En ces dernières années, après bien des détours et même une excursion à travers la politique, M. Jules Lemaître était revenu à son premier métier de critique, voire de professeur. Il a occupé, à quatre reprises, la chaire de la « Société des Conférences » et il l’a illustrée. Ce que furent ses cours sur Jean-Jacques Rousseau, sur Racine, sur Fénelon et enfin sur Chateaubriand, un fait suffit à l’indiquer : c’est leur succès qui nous a valu la mode de ces cours libres répandus depuis à profusion. Ceux qui ne s’étaient jamais consolés que le théâtre et le journalisme leur eussent enlevé l’écrivain des Contemporains et des Impressions de théâtre, se réjouirent de le retrouver tel qu’ils l’avaient connu, mais dans un cadre et avec une manière plus larges. C’était, dans chacune de ses leçons, d’une composition si artiste, le même savoir, la même finesse, le même esprit, mais avec l’ampleur d’une pensée que bien des spectacles avaient instruite et fortifiée. Jamais sa dialectique n’avait été plus agile ; jamais sa phrase n’avait été plus souple… Et comme il disait !

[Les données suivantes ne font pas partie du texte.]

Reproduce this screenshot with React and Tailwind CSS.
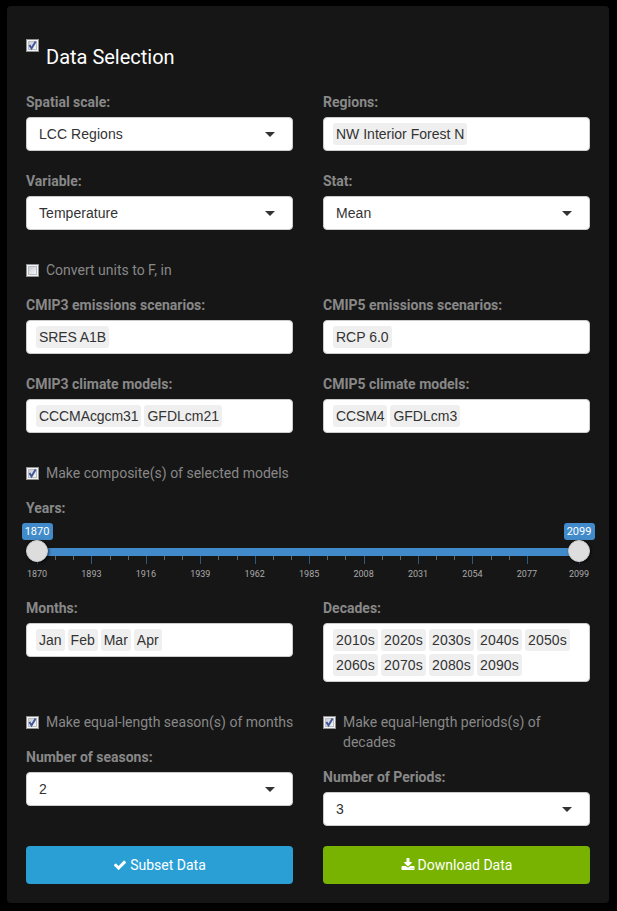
const PCT = 100 / 229;
const MAJOR = [1870, 1893, 1916, 1939, 1962, 1985, 2008, 2031, 2054, 2077, 2099];
const MINOR = MAJOR.slice(0, 9).flatMap((y) => [y + 23 / 3, y + 46 / 3]);

function Box({ checked, className = "mt-1" }) {
  return (
    <svg className={`h-[13px] w-[13px] shrink-0 ${className}`} viewBox="0 0 13 13">
      <defs>
        <linearGradient id="well" x1="0" y1="0" x2="1" y2="1">
          <stop offset="0" stopColor="#c9ccd3" />
          <stop offset="1" stopColor="#f6f6f6" />
        </linearGradient>
      </defs>
      <rect width="13" height="13" fill="#8e8f8f" />
      <rect x="1" y="1" width="11" height="11" fill="#f4f4f4" />
      <rect x="2" y="2" width="9" height="9" fill="#b9bdc4" />
      <rect x="3" y="3" width="7" height="7" fill="url(#well)" />
      {checked && <path d="M3.4 6 L5.5 9.4 L9.6 2.6" fill="none" stroke="#42569b" strokeWidth="2" />}
    </svg>
  );
}

function Check({ children, checked }) {
  return (
    <label className="flex gap-[7px] text-[#888888]">
      <Box checked={checked} />
      <span className="-mr-1">{children}</span>
    </label>
  );
}

function Field({ label, tags, value, className = "h-[79px]", tagClass = "" }) {
  return (
    <div className={className}>
      <div className="mb-[5px] font-bold text-[#888888]">{label}</div>
      <div className="min-h-[34px] rounded-[4px] border border-[#cccccc] bg-white font-['Liberation_Sans',Arial,sans-serif] text-[#333333]">
        {tags ? (
          <div className="flex flex-wrap gap-[3px] py-[5px] pr-2 pl-[9px]">
            {tags.map((t) => (
              <span key={t} className={`h-[22px] rounded-[3px] bg-[#efefef] px-[3px] leading-[22px] whitespace-nowrap ${tagClass}`}>{t}</span>
            ))}
          </div>
        ) : (
          <div className="flex h-8 items-center justify-between pr-[17px] pl-3">
            <span className="tracking-[0.05px]">{value}</span>
            <svg className="h-[5px] w-[10px]" viewBox="0 0 10 5"><path d="M0 0H10L5 5Z" fill="#333333" /></svg>
          </div>
        )}
      </div>
    </div>
  );
}

function Thumb({ year, className }) {
  return (
    <div className={`absolute top-0 flex w-[32px] flex-col items-center ${className}`}>
      <div className="h-[17px] w-[31px] rounded-[3px] bg-[#428bca] text-center text-[11px] leading-[17px] text-white">{year}</div>
      <div className="h-[22px] w-[22px] rounded-full border border-[#cccccc] bg-[#dddddd] shadow-[1px_1px_3px_rgba(0,0,0,0.6)]" />
    </div>
  );
}

function Slider() {
  return (
    <div className="relative mx-[11px] h-[75px]">
      <div className="absolute inset-x-0 top-[25px] h-2 bg-[#428bca]" />
      {MINOR.map((y) => (
        <i key={y} className="absolute top-[33px] h-1 w-px bg-[#666666]" style={{ left: `${(y - 1870) * PCT}%` }} />
      ))}
      {MAJOR.map((y) => (
        <div key={y} className="absolute top-[33px]" style={{ left: `${(y - 1870) * PCT}%` }}>
          <i className="block h-2 w-px bg-[#2d5a82]" />
          <span className="absolute top-[11px] left-0 -translate-x-1/2 text-[9px] leading-[14px] text-[#aaaaaa]">{y}</span>
        </div>
      ))}
      <Thumb year="1870" className="-left-4" />
      <Thumb year="2099" className="-right-4" />
    </div>
  );
}

function Button({ d, children, className }) {
  return (
    <button className={`flex h-[38px] items-center justify-center gap-[3px] rounded-[4px] text-white ${className}`}>
      <svg className="h-[14px] w-[14px]" viewBox="0 0 1792 1792" fill="currentColor"><path d={d} /></svg>
      <span>{children}</span>
    </button>
  );
}

export default function App() {
  return (
    <div className="h-[911px] w-[617px] bg-black pt-[6px] pl-[7px] font-[Roboto,sans-serif] text-[14px] leading-5">
      <main className="h-[897px] w-[602px] rounded-[4px] bg-[#161616] px-[19px] pt-[33px]">
        <div className="flex h-[53px] gap-[7px]">
          <Box checked className="" />
          <h1 className="mt-[6px] text-[20px] leading-6 text-white">Data Selection</h1>
        </div>
        <div className="grid grid-cols-[267px_267px] gap-x-[30px]">
          <Field label="Spatial scale:" value="LCC Regions" />
          <Field label="Regions:" tags={["NW Interior Forest N"]} />
          <Field label="Variable:" value="Temperature" />
          <Field label="Stat:" value="Mean" />
        </div>
        <div className="mt-[10px] h-[35px]"><Check>Convert units to F, in</Check></div>
        <div className="grid grid-cols-[267px_267px] gap-x-[30px]">
          <Field label="CMIP3 emissions scenarios:" tags={["SRES A1B"]} tagClass="tracking-[-0.09px]" />
          <Field label="CMIP5 emissions scenarios:" tags={["RCP 6.0"]} />
          <Field label="CMIP3 climate models:" tags={["CCCMAcgcm31", "GFDLcm21"]} tagClass="first:tracking-[-0.08px]" />
          <Field label="CMIP5 climate models:" tags={["CCSM4", "GFDLcm3"]} tagClass="first:tracking-[-0.12px]" />
        </div>
        <div className="mt-[10px] h-[35px]"><Check checked>Make composite(s) of selected models</Check></div>
        <div className="mb-[5px] font-bold text-[#888888]">Years:</div>
        <Slider />
        <div className="grid grid-cols-[267px_267px] gap-x-[30px]">
          <Field className="h-[114px]" label="Months:" tags={["Jan", "Feb", "Mar", "Apr"]} />
          <Field className="h-[114px]" label="Decades:" tagClass="tracking-[0.17px]" tags={["2010s", "2020s", "2030s", "2040s", "2050s", "2060s", "2070s", "2080s", "2090s"]} />
          <div className="flex h-[134px] flex-col gap-[15px]">
            <Check checked>Make equal-length season(s) of months</Check>
            <Field label="Number of seasons:" value="2" />
          </div>
          <div className="flex h-[134px] flex-col gap-[15px]">
            <Check checked>Make equal-length periods(s) of decades</Check>
            <Field label="Number of Periods:" value="3" />
          </div>
          <Button className="bg-[#2a9fd6]" d="M1671 566q0 40-28 68l-724 724-136 136q-28 28-68 28t-68-28l-136-136-362-362q-28-28-28-68t28-68l136-136q28-28 68-28t68 28l294 295 656-657q28-28 68-28t68 28l136 136q28 28 28 68z">Subset Data</Button>
          <Button className="bg-[#77b300]" d="M1344 1344q0-26-19-45t-45-19-45 19-19 45 19 45 45 19 45-19 19-45zm256 0q0-26-19-45t-45-19-45 19-19 45 19 45 45 19 45-19 19-45zm128-224v320q0 40-28 68t-68 28h-1472q-40 0-68-28t-28-68v-320q0-40 28-68t68-28h465l135 136q58 56 136 56t136-56l136-136h464q40 0 68 28t28 68zm-325-569q17 41-14 70l-448 448q-18 19-45 19t-45-19l-448-448q-31-29-14-70 17-39 59-39h256v-448q0-26 19-45t45-19h256q26 0 45 19t19 45v448h256q42 0 59 39z">Download Data</Button>
        </div>
      </main>
    </div>
  );
}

M. Jules Lemaître n’a pas été seulement un des plus brillans et des plus séduisans parmi les littérateurs contemporains : il restera comme un des meilleurs écrivains qu’il y ait eu dans notre littérature. J’entends par là que ses qualités étaient éminemment celles de notre race : le bon sens aiguisé d’esprit, le don de l’observation, la pénétration morale, le goût. J’ajoute, et c’est une louange dont aujourd’hui plus que jamais nous sentons le prix, que ce fut un très bon Français. Il aimait passionnément son pays. Il est mort à l’heure où le tocsin a sonné dans son humble village natal. Et ce ne fut pas une simple coïncidence. L’émotion avait été trop forte.